The purpose of Action 7 of the BEPS action plan is to prevent the use of artificial agreements and tax avoidance structures that have been used by tax payers to avoid the creation of PE and thus tax liability in the given country. Action 7 recommended changes to the PE definition in Article 5 of the OECD Model Tax Convention on Income and Capital („MTC”).
Preparatory or auxiliary activities
Based on Section 4 of Article 5 of the MTC, activities considered to be merely preparatory or auxiliary do not generate permanent establishment for the company in the country where the preparatory or auxiliary activities are performed.
In line with Action 7, the list of activities considered to be auxiliary and preparatory has been limited by implementing Section 4.1. to Article 5. It prevents the avoidance of PE in case of activities, which might be viewed in isolation as preparatory or auxiliary in nature, but that constitute part of a larger set of business activities performed by the enterprise or its related enterprise (“anti-fragmentation rule”).
The reason for the modifications recommended by Action 7 is that certain activities previously considered to be merely preparatory or auxiliary in nature are nowadays correspond to core business activities. Furthermore, certain enterprises in order to avoid PE status and taxation in the given country, artificially fragmented their business activity into several small operations in order to support that each part is merely engaged in preparatory and auxiliary in nature.
The other significant modification recommended by Action 7 is the modification of the provisions applicable for intermediaries / agents under Section 5 and 6 of Article 5 of the MTC. The activities performed by an intermediary in the course of an independent business does not result in a PE for the foreign enterprise in the country where the intermediary performs these activities on behalf of the enterprise. In order to prevent the abuses deriving from the intermediaries’ activities the respective provisions of the MTC have been modified.
Based on Section 5 of Article 5 of the MTC, the enterprise should be considered to have a permanent establishment in the country where a person (intermediary / agent) acts on behalf of the enterprise and in doing so, habitually concludes contracts or habitually plays principal role leading to the conclusion of contracts that are routinely concluded without material modification of the enterprise. This provision applies to contracts which are concluded either in the name of the enterprise, or for the transfer of goods or services by the enterprise. Based on Section 6 of Article 5, an agent cannot be independent, if acts exclusively or almost exclusively on behalf of one or more enterprises to which it is closely related.

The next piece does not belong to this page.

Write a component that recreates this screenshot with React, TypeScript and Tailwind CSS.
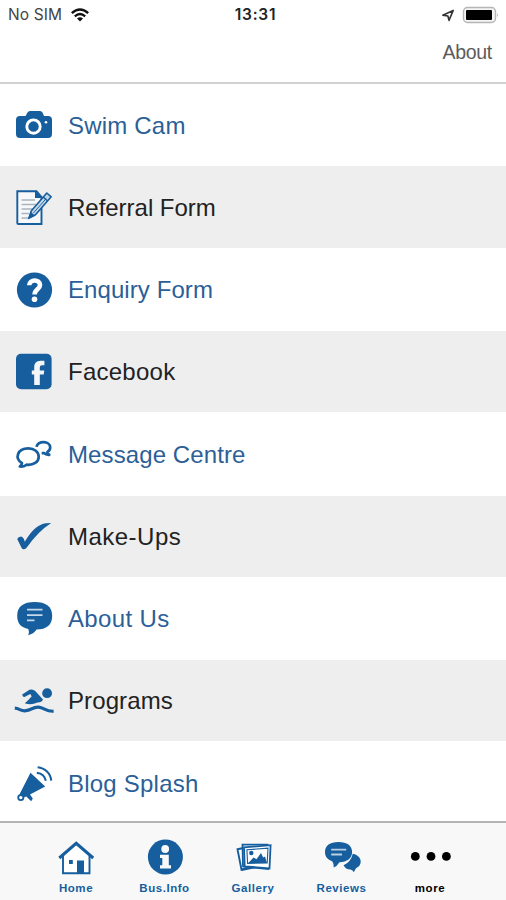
import React from "react";

const BLUE = "#165e9e";

// Icons are drawn in page coordinates; each svg's viewBox is the band it sits in.
const Camera = () => (
  <>
    <path d="M20 116H25.5L27.5 112.5Q28.3 111 30 111H40Q41.7 111 42.5 112.5L44 116H48Q52 116 52 120V134Q52 138 48 138H20Q16 138 16 134V120Q16 116 20 116Z" fill={BLUE} />
    <circle cx="33.5" cy="126.6" r="6.7" fill="none" stroke="#fff" strokeWidth="2.9" />
    <circle cx="46" cy="122.3" r="1.3" fill="#fff" />
  </>
);

const Referral = () => (
  <>
    <path d="M17.3 191.2H36.5L41.5 197V224H18.3Q17.3 224 17.3 223Z" fill="#f7f8fa" stroke={BLUE} strokeWidth="1.9" />
    <path d="M35 190.5L42.3 198H35Z" fill={BLUE} />
    <path d="M21.5 200H35M21.5 204.5H36M21.5 209H33M21.5 213.5H29M21.5 218H28" stroke="#a9b4bf" strokeWidth="1.3" />
    <path d="M29 218L31.2 211L46.8 193L51.2 196.8L35.5 214.8Z" fill="#c3d6e6" stroke={BLUE} strokeWidth="1.6" strokeLinejoin="round" />
    <path d="M43.2 197L47.6 201M29 218L31 213L33.8 215.5Z" stroke={BLUE} strokeWidth="1.4" fill={BLUE} />
    <path d="M33.4 213L46 198.8" stroke={BLUE} strokeWidth="0.9" />
  </>
);

const Question = () => (
  <>
    <circle cx="34.5" cy="290" r="17.6" fill={BLUE} />
    <path d="M29.2 285.3C29.4 279 40 278.8 40 285C40 289.5 34.6 289.3 34.6 294.6" fill="none" stroke="#fff" strokeWidth="4.6" />
    <circle cx="34.5" cy="299.3" r="2.8" fill="#fff" />
  </>
);

const Facebook = () => (
  <>
    <rect x="16" y="353.8" width="35.6" height="35.4" rx="5" fill={BLUE} />
    <path d="M34.2 385V374.6H31.8V370.4H34.2V367.5Q34.2 360.8 40.4 360.8H44.4V365.3H42Q39.8 365.3 39.8 367.6V370.4H44.3L43.7 374.6H39.8V385Z" fill="#f3f5f7" />
  </>
);

const Chats = () => (
  <g fill="none" stroke={BLUE} strokeWidth="2.7" strokeLinejoin="round">
    <path d="M22 463.2C14.5 458.5 17 448.3 28.3 448.3C34.5 448.3 38.7 452 38.7 456.7C38.7 462 33.5 465.4 26.5 464.7Q23.5 467 19.8 466.5Q21.8 465.5 22 463.2Z" />
    <path d="M36.6 446.8C37.4 440.6 50.2 440.3 50.2 447.5Q50.2 450.3 47.4 452Q47.5 453.8 49.3 454.8Q46 455 44 453.1L41.7 453.1" />
  </g>
);

const Check = () => (
  <path d="M17.2 539Q18.3 536.8 21 536.5Q23.6 537 24.8 541.7Q34.5 524.7 46 523.2L51.2 523Q38.5 531 27.2 547Q25.5 549.7 23.2 549.3Q22 549 21.5 547.8Z" fill={BLUE} />
);

const About = () => (
  <>
    <path d="M34.6 602C46 602 52.2 606.5 52.2 615.8C52.2 625 46.5 629.5 36.6 629.6Q33.5 634 28.3 635.3Q29.6 631.5 28.3 629C21 627.5 17.2 623.5 17.2 615.8C17.2 606.5 23.3 602 34.6 602Z" fill={BLUE} />
    <path d="M27 609.7H42.5M27 615.2H42.5M27 620.3H34.5" stroke="#c6d9e9" strokeWidth="1.8" />
  </>
);

const Swimmer = () => (
  <>
    <circle cx="47.1" cy="693.2" r="4.9" fill={BLUE} />
    <path d="M22.2 694.5L29.5 689.8Q33 688.7 35.2 691L43 699.5Q42 702.5 37.5 702.5Q31 705.5 24.8 703.2Q28 701 31.7 696.3L30.2 694L24.5 697Q22.4 697 22.2 694.5Z" fill={BLUE} />
    <path d="M14.8 708.2C20 708.5 20.5 711.4 26 710.7C31 710 33 706.9 38.5 707.2C44.5 707.8 46 711.8 53.6 711.2" fill="none" stroke={BLUE} strokeWidth="3.2" />
  </>
);

const Megaphone = () => (
  <>
    <path d="M30.5 772.7L45.2 786.5L30 794.4L32.8 798.5L31.2 801.2L26.3 796.5L23.5 797.5L19.8 793.8Z" fill={BLUE} />
    <circle cx="20.8" cy="797.6" r="2.6" fill="#fff" stroke={BLUE} strokeWidth="1.8" />
    <path d="M37.6 767.2C45 768 50.7 773.5 51.2 780.6M36.8 772.8C41.8 773.6 45 776.7 45.8 780.8" fill="none" stroke={BLUE} strokeWidth="2" />
  </>
);

const HomeIcon = () => (
  <>
    <path d="M63 855V873.2H89.5V855" fill="#fff" stroke={BLUE} strokeWidth="1.9" />
    <path d="M62 856L76.2 843.6L90.5 856Z" fill="#fff" />
    <path d="M59.3 858L76.2 843.3L93.2 858" fill="none" stroke={BLUE} strokeWidth="3" />
    <path d="M69 860H72.8V864H69ZM77 860.5H84V874H77Z" fill={BLUE} />
  </>
);

const Info = () => (
  <>
    <circle cx="165.4" cy="857" r="17.5" fill={BLUE} />
    <circle cx="165.2" cy="849" r="3.9" fill="#f8f9fa" />
    <path d="M160 854.7H168.8V865.3H171V868.6H160V865.3H162.3V858H160Z" fill="#f8f9fa" />
  </>
);

const Gallery = () => (
  <>
    <path d="M237.5 849.3L246 847.5L250 867L241.5 869.8Z" fill="#fff" stroke={BLUE} strokeWidth="1.9" />
    <path d="M241.5 869.8L261 865.8" stroke={BLUE} strokeWidth="2.4" />
    <path d="M242.5 844.6L267.5 844.6L268 869L243 866.4Z" fill="#fff" stroke={BLUE} strokeWidth="1.8" />
    <path d="M244 847.4L270.6 845.2L269.5 868.4L244.7 866.3Z" fill="#fff" stroke={BLUE} strokeWidth="1.8" />
    <path d="M246.9 849.8L268 848.2L267.2 863L247.6 863.4Z" fill="#fff" stroke={BLUE} strokeWidth="1.1" />
    <circle cx="251.3" cy="853" r="2.2" fill={BLUE} />
    <path d="M248.3 863L253.5 857.4L256.5 859.2L261 853L263.2 857.4L265 856.4L267 863Z" fill={BLUE} />
  </>
);

const Reviews = () => (
  <>
    <path d="M352.8 853.7C358.3 855 361 858.4 360.7 862.2Q360.2 866.2 356.2 868Q355 869.7 353.8 872.3Q353 870 350.4 869.6Q345.5 869.5 343.6 865.3Q350.8 862 352.8 853.7Z" fill={BLUE} />
    <path d="M338.4 842C347 842 352.1 845.6 352.1 852C352.1 858.5 347 862 339.5 862.2Q337 866.2 333.7 867.4Q334.3 864.2 332.2 861.2C327.5 859.7 325 856.7 325 852C325 845.6 330 842 338.4 842Z" fill={BLUE} />
    <path d="M331.2 849.6H346.2M331.2 854.5H342" stroke="#b9d0e2" strokeWidth="1.9" />
  </>
);

const More = () => (
  <>
    <circle cx="415.3" cy="856.4" r="4.4" />
    <circle cx="431" cy="856.4" r="4.4" />
    <circle cx="446.4" cy="856.4" r="4.4" />
  </>
);

const rows = [
  { label: "Swim Cam", top: 84, h: 82, height: "h-[82px]", text: "tracking-[0.2px] pt-px", Icon: Camera },
  { label: "Referral Form", top: 166, h: 82, height: "h-[82px]", text: "tracking-[-0.02px] pt-px", Icon: Referral },
  { label: "Enquiry Form", top: 248, h: 83, height: "h-[83px]", text: "tracking-[0.08px] pt-px", Icon: Question },
  { label: "Facebook", top: 331, h: 81, height: "h-[81px]", text: "tracking-[0.25px] pt-px", Icon: Facebook },
  { label: "Message Centre", top: 412, h: 84, height: "h-[84px]", text: "tracking-[0.1px] pt-px", Icon: Chats },
  { label: "Make-Ups", top: 496, h: 81, height: "h-[81px]", text: "tracking-[0.48px] pt-px", Icon: Check },
  { label: "About Us", top: 577, h: 83, height: "h-[83px]", text: "tracking-[0.35px] pt-px", Icon: About },
  { label: "Programs", top: 660, h: 81, height: "h-[81px]", text: "tracking-[0.1px] pt-px", Icon: Swimmer },
  { label: "Blog Splash", top: 741, h: 80, height: "h-[80px]", text: "tracking-[0.22px] pt-[5px]", Icon: Megaphone },
];

const tabs = [
  { label: "Home", x: 51, color: "text-[#165e9e]", Icon: HomeIcon },
  { label: "Bus.Info", x: 140, color: "text-[#165e9e]", Icon: Info },
  { label: "Gallery", x: 228, color: "text-[#165e9e]", Icon: Gallery },
  { label: "Reviews", x: 317, color: "text-[#165e9e]", Icon: Reviews },
  { label: "more", x: 405, color: "text-black", Icon: More },
];

export default function App() {
  return (
    <div className="flex h-[900px] w-[506px] flex-col overflow-hidden bg-white font-['Liberation_Sans',Arial,sans-serif]">
      <header className="flex h-[84px] flex-col border-b-2 border-[#d2d2d2]">
        <div className="grid h-[29px] grid-cols-3 items-center pr-[7px] pl-[8px] font-['Inter','Liberation_Sans',sans-serif]">
          <div className="flex items-center gap-[9px]">
            <span className="text-[15.5px] leading-none tracking-[0.1px] text-[#444]">No SIM</span>
            <svg width="18" height="14" viewBox="72 7 18 14" fill="none" stroke="#111" strokeWidth="2.4">
              <path d="M72.8 12.2Q81 5 89.2 12.2M75.8 15.3Q81 10.9 86.2 15.3" />
              <path d="M78 17.4Q81 14.9 84 17.4L81 20.6Z" fill="#111" stroke="none" />
            </svg>
          </div>
          <span className="pl-[4px] text-center text-[15.5px] leading-none font-semibold tracking-[0.75px] text-[#222]">13:31</span>
          <div className="flex items-center justify-end gap-[7px]">
            <svg width="14" height="14" viewBox="442 7 14 14" fill="none">
              <path d="M443.8 14.2L454.2 9.4L450 19.4L448.9 15Z" stroke="#333" strokeWidth="1.6" strokeLinejoin="round" />
            </svg>
            <svg width="37" height="18" viewBox="462 5 37 18">
              <rect x="463.5" y="6.5" width="32" height="15" rx="4" fill="#f4f4f4" stroke="#b5b5b5" strokeWidth="1.4" />
              <rect x="466" y="9" width="26" height="10" rx="1" fill="#000" />
              <path d="M497.3 12V16.2Q499 14.1 497.3 12Z" fill="#999" />
            </svg>
          </div>
        </div>
        <div className="flex justify-end pt-[11px] pr-[14px]">
          <span className="text-[19.5px] leading-[24px] tracking-[-0.3px] text-[#5c5c5c]">About</span>
        </div>
      </header>

      <main className="flex flex-col">
        {rows.map(({ label, top, h, height, text, Icon }, i) => (
          <div key={label} className={`flex items-center pl-[10px] ${height} ${i % 2 ? "bg-[#eeeeee] text-[#222]" : "bg-white text-[#2c5f98]"}`}>
            <svg width="50" height={h} viewBox={`10 ${top} 50 ${h}`} className="shrink-0">
              <Icon />
            </svg>
            <span className={`pl-[8px] text-[24px] leading-none whitespace-nowrap ${text}`}>{label}</span>
          </div>
        ))}
      </main>

      <nav className="grid h-[79px] grid-cols-[repeat(5,88.5px)] justify-center border-t-2 border-[#b4b4b4] bg-[#f8f8f8]">
        {tabs.map(({ label, x, color, Icon }) => (
          <div key={label} className={`flex flex-col items-center pt-[13px] ${color}`}>
            <svg width="50" height="42" viewBox={`${x} 836 50 42`} className="shrink-0">
              <Icon />
            </svg>
            <span className="pt-[3px] text-[11.5px] leading-[14px] font-bold tracking-[0.55px]">{label}</span>
          </div>
        ))}
      </nav>
    </div>
  );
}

If the business activities performed by the foreign enterprise are not considered to be complementary functions and constitute part of the cohesive business operation or if the foreign enterprise engages an intermediary who is cannot be considered as independent from the enterprise, the foreign enterprise deemed to have a permanent establishment in the given country. It means that, the profit attributable to the permanent establishment is subject to income tax in the country where this PE deemed to exist.
It is advisable for multinational enterprises to revise whether their business structures in respect of cross-border sales (including the activities of an intermediary) result in a deemed permanent establishment of the enterprise in the foreign country, considering the implemented amendments proposed by BEPS 7.